>> Start EXCERPTED RECORDS

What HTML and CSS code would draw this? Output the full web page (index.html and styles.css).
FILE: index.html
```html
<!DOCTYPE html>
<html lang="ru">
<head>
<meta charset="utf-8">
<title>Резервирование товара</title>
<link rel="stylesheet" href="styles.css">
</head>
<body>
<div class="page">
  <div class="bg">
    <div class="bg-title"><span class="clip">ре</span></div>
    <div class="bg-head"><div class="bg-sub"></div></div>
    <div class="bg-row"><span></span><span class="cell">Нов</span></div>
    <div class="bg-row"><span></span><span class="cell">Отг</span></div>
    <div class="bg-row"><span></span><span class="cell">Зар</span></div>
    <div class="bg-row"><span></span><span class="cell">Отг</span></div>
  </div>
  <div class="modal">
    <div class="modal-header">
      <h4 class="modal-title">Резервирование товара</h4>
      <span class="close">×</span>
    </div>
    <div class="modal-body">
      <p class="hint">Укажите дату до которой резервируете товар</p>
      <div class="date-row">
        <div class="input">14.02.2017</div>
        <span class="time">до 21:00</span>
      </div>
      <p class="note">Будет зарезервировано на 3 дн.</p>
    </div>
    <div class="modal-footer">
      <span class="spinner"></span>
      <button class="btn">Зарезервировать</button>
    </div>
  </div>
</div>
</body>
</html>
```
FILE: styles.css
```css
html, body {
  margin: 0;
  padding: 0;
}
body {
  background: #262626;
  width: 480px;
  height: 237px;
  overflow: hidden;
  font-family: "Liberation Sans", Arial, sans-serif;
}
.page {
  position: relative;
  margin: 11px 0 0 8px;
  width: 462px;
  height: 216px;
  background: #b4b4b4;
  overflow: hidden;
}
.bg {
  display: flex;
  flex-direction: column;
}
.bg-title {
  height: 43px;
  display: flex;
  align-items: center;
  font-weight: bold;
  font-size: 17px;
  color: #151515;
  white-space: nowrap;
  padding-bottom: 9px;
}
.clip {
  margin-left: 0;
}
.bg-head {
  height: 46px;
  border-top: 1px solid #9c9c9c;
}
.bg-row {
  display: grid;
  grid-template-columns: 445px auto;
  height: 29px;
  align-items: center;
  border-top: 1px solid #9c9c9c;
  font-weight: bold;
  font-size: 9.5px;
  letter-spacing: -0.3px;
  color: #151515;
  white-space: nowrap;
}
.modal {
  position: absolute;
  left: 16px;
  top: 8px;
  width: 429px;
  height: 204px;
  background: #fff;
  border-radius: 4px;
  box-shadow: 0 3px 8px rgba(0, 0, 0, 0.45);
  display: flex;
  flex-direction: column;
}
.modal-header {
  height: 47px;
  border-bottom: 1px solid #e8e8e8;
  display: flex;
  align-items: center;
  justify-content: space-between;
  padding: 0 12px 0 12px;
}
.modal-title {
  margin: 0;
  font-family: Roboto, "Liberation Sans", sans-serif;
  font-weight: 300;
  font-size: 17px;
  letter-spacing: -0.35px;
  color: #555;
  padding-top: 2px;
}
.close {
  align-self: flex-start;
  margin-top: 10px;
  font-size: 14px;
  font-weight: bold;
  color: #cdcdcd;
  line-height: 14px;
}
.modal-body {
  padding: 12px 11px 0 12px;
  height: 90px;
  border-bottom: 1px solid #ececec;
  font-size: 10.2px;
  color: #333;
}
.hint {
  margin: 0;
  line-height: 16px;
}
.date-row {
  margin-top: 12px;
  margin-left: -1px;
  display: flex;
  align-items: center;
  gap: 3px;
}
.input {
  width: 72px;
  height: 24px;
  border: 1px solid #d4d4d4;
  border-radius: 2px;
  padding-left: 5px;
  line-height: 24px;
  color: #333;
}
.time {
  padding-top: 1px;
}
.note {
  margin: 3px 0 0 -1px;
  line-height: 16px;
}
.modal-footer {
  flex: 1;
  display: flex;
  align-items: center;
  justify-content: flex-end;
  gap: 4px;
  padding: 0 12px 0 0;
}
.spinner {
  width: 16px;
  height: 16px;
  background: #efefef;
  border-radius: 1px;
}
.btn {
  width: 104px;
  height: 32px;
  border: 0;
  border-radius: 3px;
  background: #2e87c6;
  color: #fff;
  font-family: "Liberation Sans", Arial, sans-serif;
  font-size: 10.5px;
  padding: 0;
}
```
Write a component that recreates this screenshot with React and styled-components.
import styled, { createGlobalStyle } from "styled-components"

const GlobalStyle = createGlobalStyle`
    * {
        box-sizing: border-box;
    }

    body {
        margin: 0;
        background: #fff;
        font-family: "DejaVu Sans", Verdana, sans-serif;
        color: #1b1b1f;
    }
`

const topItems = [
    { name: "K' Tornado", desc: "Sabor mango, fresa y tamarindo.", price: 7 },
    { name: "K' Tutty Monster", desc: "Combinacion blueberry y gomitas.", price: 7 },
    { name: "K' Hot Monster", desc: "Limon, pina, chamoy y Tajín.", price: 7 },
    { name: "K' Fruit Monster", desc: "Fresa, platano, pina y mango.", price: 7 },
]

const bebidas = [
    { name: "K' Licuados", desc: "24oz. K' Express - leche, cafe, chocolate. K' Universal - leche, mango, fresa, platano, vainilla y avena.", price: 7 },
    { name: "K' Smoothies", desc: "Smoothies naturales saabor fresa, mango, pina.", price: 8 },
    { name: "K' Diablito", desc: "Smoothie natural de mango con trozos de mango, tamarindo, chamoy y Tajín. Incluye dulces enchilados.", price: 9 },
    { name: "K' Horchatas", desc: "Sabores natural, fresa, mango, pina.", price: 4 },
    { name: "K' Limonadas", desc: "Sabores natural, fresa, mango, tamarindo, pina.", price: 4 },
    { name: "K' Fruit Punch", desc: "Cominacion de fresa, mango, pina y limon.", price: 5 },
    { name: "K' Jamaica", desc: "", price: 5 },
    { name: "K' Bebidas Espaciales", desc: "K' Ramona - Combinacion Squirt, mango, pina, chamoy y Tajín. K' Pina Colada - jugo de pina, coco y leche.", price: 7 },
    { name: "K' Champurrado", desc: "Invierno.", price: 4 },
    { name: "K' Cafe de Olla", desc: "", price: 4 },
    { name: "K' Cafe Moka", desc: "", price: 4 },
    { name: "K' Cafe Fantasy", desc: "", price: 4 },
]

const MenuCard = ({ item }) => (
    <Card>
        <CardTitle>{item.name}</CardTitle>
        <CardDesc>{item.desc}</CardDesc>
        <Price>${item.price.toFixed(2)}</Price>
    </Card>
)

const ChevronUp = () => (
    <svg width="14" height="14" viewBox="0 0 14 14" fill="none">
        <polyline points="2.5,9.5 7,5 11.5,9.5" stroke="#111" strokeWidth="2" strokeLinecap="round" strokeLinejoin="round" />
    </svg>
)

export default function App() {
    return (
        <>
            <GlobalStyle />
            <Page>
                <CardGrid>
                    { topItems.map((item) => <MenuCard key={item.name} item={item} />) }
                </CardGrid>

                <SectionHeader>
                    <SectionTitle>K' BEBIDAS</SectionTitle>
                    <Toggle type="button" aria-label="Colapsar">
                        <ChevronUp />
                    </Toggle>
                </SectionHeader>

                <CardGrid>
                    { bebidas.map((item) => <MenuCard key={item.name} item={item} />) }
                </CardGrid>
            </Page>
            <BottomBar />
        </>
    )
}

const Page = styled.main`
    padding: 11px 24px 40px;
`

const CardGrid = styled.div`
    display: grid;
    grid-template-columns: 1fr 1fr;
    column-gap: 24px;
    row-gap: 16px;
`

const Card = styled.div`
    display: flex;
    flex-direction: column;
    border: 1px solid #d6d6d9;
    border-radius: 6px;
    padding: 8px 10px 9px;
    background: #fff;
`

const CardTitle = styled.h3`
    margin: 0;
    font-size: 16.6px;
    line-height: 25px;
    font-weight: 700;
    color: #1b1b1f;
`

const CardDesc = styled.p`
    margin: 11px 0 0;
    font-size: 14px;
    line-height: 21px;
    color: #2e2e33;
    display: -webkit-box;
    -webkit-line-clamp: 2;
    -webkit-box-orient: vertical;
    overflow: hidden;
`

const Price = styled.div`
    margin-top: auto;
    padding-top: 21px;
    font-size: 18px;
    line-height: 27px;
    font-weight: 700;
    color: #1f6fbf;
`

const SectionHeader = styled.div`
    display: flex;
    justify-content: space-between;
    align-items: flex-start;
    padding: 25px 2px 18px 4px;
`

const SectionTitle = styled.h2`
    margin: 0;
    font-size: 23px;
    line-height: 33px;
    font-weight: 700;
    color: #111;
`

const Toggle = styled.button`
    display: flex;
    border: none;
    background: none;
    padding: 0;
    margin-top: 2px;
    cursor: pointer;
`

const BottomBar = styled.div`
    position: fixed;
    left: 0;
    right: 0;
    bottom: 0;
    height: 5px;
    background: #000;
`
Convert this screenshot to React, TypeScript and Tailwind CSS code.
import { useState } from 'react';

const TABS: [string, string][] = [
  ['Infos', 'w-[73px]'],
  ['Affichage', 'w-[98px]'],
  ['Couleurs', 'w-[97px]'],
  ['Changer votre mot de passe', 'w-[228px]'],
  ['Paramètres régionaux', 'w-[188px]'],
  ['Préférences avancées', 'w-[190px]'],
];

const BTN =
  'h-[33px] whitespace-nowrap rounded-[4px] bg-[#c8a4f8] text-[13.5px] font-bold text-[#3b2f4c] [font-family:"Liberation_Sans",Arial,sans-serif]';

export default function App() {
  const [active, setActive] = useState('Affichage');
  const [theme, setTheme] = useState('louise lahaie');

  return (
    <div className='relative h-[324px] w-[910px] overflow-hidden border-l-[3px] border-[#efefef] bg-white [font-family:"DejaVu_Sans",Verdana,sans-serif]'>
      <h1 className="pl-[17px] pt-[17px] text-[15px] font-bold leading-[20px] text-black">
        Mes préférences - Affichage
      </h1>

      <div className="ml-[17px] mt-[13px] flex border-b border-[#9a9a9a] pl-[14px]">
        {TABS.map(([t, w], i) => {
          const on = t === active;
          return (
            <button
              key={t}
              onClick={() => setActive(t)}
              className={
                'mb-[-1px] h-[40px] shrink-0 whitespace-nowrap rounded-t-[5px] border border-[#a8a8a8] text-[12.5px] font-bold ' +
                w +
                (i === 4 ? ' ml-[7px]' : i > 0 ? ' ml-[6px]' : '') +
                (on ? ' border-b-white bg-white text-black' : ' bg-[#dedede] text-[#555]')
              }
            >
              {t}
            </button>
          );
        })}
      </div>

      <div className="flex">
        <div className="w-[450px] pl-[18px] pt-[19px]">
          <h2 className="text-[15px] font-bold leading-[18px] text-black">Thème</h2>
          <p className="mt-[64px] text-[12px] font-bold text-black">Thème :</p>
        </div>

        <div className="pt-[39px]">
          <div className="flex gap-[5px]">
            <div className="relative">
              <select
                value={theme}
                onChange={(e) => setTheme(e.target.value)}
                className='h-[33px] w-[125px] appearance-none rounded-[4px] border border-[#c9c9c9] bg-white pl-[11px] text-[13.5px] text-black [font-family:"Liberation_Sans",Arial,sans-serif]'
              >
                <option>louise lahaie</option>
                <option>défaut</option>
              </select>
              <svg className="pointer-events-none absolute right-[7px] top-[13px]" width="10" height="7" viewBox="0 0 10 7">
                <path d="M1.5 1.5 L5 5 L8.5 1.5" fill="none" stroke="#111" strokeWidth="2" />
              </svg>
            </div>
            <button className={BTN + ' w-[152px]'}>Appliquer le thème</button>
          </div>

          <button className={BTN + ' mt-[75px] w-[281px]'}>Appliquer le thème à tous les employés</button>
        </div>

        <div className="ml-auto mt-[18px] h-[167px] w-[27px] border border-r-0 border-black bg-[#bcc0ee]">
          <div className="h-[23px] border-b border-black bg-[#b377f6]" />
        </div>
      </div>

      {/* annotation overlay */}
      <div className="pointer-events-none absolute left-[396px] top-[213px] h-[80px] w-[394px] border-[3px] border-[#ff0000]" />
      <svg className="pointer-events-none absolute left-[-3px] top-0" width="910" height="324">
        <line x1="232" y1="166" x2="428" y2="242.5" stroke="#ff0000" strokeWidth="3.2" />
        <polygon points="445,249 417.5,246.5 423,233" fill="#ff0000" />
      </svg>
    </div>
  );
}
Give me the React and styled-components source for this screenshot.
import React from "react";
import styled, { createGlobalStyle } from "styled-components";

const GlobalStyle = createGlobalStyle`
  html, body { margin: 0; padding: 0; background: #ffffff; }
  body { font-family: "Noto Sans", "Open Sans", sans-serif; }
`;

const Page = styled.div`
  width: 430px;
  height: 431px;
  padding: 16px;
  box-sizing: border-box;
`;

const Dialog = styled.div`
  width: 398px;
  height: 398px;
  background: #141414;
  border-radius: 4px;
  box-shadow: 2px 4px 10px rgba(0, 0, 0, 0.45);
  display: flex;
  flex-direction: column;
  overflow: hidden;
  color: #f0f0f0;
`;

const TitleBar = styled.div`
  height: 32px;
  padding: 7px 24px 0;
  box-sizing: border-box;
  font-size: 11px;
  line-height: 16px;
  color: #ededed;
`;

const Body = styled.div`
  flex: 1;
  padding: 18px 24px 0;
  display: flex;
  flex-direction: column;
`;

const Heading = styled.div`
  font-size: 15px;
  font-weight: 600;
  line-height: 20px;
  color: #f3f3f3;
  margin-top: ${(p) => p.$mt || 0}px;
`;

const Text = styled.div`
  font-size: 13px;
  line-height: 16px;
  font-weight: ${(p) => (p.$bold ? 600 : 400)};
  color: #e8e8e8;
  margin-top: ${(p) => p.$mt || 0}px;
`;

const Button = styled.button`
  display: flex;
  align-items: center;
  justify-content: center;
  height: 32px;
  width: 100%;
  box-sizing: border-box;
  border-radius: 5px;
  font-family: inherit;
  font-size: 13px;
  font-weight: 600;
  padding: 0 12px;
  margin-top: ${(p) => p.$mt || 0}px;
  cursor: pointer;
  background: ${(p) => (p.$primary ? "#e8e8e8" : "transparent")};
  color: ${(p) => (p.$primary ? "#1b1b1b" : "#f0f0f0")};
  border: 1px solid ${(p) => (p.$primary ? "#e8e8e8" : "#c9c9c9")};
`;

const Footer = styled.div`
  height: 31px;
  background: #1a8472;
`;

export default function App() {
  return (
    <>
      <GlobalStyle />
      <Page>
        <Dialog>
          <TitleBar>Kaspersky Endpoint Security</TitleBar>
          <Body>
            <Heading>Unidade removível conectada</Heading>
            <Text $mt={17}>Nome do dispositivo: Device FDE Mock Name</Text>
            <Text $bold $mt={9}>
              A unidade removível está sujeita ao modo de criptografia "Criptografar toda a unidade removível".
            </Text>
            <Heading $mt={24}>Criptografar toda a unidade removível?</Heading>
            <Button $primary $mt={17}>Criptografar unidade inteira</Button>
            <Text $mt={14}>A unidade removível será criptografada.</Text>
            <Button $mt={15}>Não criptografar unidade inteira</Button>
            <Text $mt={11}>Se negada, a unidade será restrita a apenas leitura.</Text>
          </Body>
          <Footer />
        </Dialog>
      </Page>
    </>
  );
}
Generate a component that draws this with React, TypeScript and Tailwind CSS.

>> End EXCERPTED RECORDS

- [GIVEN TASK]: Using the data above, transcribe the lines that run from the line with "Convert this screenshot" to the line with "whitespace-nowrap rounded-[4px] bg-[#c8a4f8]", both ends kept, and output nothing else.

- [THE OUTPUT]:
Convert this screenshot to React, TypeScript and Tailwind CSS code.
import { useState } from 'react';

const TABS: [string, string][] = [
  ['Infos', 'w-[73px]'],
  ['Affichage', 'w-[98px]'],
  ['Couleurs', 'w-[97px]'],
  ['Changer votre mot de passe', 'w-[228px]'],
  ['Paramètres régionaux', 'w-[188px]'],
  ['Préférences avancées', 'w-[190px]'],
];

const BTN =
  'h-[33px] whitespace-nowrap rounded-[4px] bg-[#c8a4f8] text-[13.5px] font-bold text-[#3b2f4c] [font-family:"Liberation_Sans",Arial,sans-serif]';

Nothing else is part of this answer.